When I wake up I remember this video about an 18 year old girl, Maggie Doyne who realizes she doesn’t know herself and decides to travel.  She ends up spending her life savings earned mostly from baby sitting, on buying land in Nepal to build a home for orphans. She placed her own money on the land and raised funds for the building.   Watching the video is an encouraging reminder that what I’m doing may look crazy, insane, impractical to some people: I’m not 18 anymore and I have a family to support.  Blowing savings on a dream may not seem wise but there is also that risk of not risking that may even be a bigger blow.

The video is also a stark reminder that you can’t do anything alone.  You have to galvanize other people who believe in the cause and who share the dream.  That’s what I wish the person armed with both belief and doubt, can understand.  What’s the use of telling your children “Anything is possible as long as you put your heart and mind into it,” when you don’t live it yourself?


Maggie Doyne: You Can Do Anything


Pop Up Update


I may not be blogging as much about Abot Tala as before but I’m doing more things for Abot Tala than ever before.    The biggest challenge is still finding the space.  Promising spaces turn out like some love stories — sadly but simply not-meant-to-be.  Some are way out as in interstellar way out of budget and the ones within the budget, you’d understand why.  The ideal is still to find a super-ally-supporter-believer who has property or connections to those with property to share for this cause.  We’ve looked at co-working spaces, houses, offices, old, new, bare and ready-to-move-in, but still no match because it’s probably still being made in heaven.  Ordered already but the delivery is taking the roundabout route.  It’s still brewing and being perfected for us so that when we step in, that convergence of a-ha’s happens and we would know why it took us this length of time to find it.

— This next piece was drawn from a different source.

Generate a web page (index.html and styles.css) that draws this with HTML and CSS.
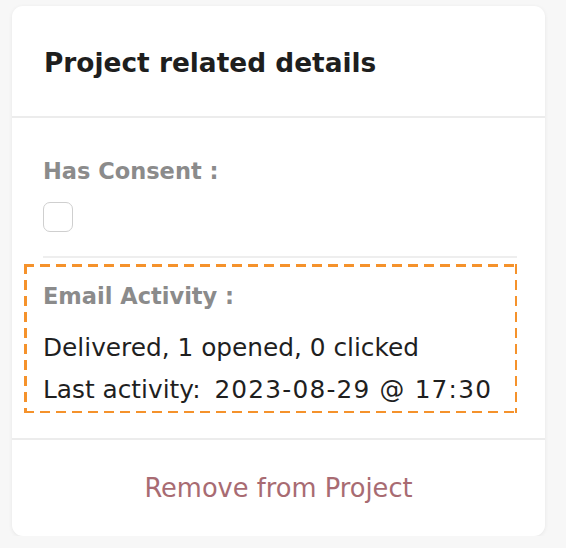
FILE: index.html
```html
<!DOCTYPE html>
<html>
<head>
<meta charset="utf-8">
<link rel="stylesheet" href="styles.css">
</head>
<body>
<div class="card">
  <div class="card-header">
    <h2 class="title">Project related details</h2>
  </div>
  <div class="card-body">
    <div class="field-consent">
      <div class="label">Has Consent :</div>
      <div class="checkbox"></div>
    </div>
    <div class="activity">
      <div class="label">Email Activity :</div>
      <div class="value value-first">Delivered, 1 opened, 0 clicked</div>
      <div class="value">Last activity: <span class="stamp">2023-08-29 @ 17:30</span></div>
    </div>
  </div>
  <div class="card-footer">
    <span class="remove">Remove from Project</span>
  </div>
</div>
</body>
</html>
```
FILE: styles.css
```css
html, body {
  margin: 0;
  padding: 0;
  background: #f7f7f7;
  font-family: "DejaVu Sans", "Open Sans", sans-serif;
}
body {
  padding: 6px 0 0 12px;
}
.card {
  width: 533px;
  height: 530px;
  background: #fff;
  border-radius: 11px;
  box-shadow: 0 1px 4px rgba(0, 0, 0, 0.07);
  display: flex;
  flex-direction: column;
}
.card-header {
  flex: none;
  border-bottom: 2px solid #ececec;
  padding: 4px 32px 0;
  box-sizing: border-box;
  height: 112px;
  display: flex;
  align-items: center;
}
.title {
  margin: 0;
  font-size: 26.4px;
  font-weight: 700;
  color: #1e1e1e;
  line-height: 32px;
}
.card-body {
  flex: none;
  padding: 0 28px 25px 12px;
  border-bottom: 2px solid #ececec;
}
.field-consent {
  margin-left: 19px;
  padding-top: 38px;
  box-sizing: border-box;
  height: 140px;
  border-bottom: 2px solid #eeeeee;
}
.label {
  font-size: 22.5px;
  font-weight: 700;
  color: #8b8b8b;
  line-height: 30px;
}
.checkbox {
  margin-top: 16px;
  width: 28px;
  height: 28px;
  border: 1.5px solid #cfcfcf;
  border-radius: 7px;
}
.activity {
  margin-top: 6px;
  height: 149px;
  box-sizing: border-box;
  padding: 17px 19px 0;
  background:
    linear-gradient(90deg, #f5922b 10px, transparent 10px) 0 0 / 16px 2.5px repeat-x,
    linear-gradient(90deg, #f5922b 10px, transparent 10px) 0 100% / 16px 2.5px repeat-x,
    linear-gradient(180deg, #f5922b 10px, transparent 10px) 0 0 / 2.5px 16px repeat-y,
    linear-gradient(180deg, #f5922b 10px, transparent 10px) 100% 0 / 2.5px 16px repeat-y;
}
.value {
  font-size: 24.8px;
  color: #1f1f1f;
  line-height: 42px;
  white-space: nowrap;
}
.value-first {
  margin-top: 16px;
}
.stamp {
  margin-left: 6px;
  letter-spacing: 1.2px;
}
.card-footer {
  flex: 1;
  display: flex;
  align-items: center;
  justify-content: center;
}
.remove {
  font-size: 25.7px;
  line-height: 30px;
  color: #a86b72;
}
```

I’d like to list down all the people I’ve met in this journey, how the links were made like a web forming itself gracefully, organically, one introduction leading to another leading to another, amazing people who do what they say and not just say something without follow through.  Grateful for the growing constellation but there are days when I fail to see the big picture and the narrowness of vision drowns out the good that is already being built.  Doubts and frustrations creep in but they need to be set aside for productivity’s sake but productivity is not enough.  You go back to the “why” that gave you the strength in the first place, the “why” that often gets lost amidst the “doing.”  Thank goodness for souls who remind us of those whys.

When the rhetorical “Why am I doing this?” gets crowded out by “You’re not good enough to do this,” it’s time to dig deeper and fish out something from the depths that got covered in slime and muck.  You have to extend your whole arm to get at it when it wants half your body submerged.  No, not even.  Your whole body needs to dive in.  Please lend me another metaphor.

The sweat metaphor.  I’ve been going to the gym but cheating and doing only fifteen minutes at a time.  Quickie because I’m ADHD in the gym.  The gym coach said it’s not going to work that way because I’m not sweating.  You have to sweat, he said.  I thought, is that a metaphor for the Abot Tala?  I haven’t sweated enough, I haven’t gone out of my comfort zone enough?  I tell somebody this metaphor and maybe, she said, that’s not necessarily the case.

Going back to the why.  There are people in my family I think would have benefited from something like Abot Tala if it had existed back then when I felt powerless, clueless, “skill-less” to help.  I could imagine all the people who could be helped by this.  And that’s good enough to keep me going, not to mention having team mates with superpowers and strengths different from those I possess.  Team effort makes up for whatever self-limiting beliefs cripple you at the moment.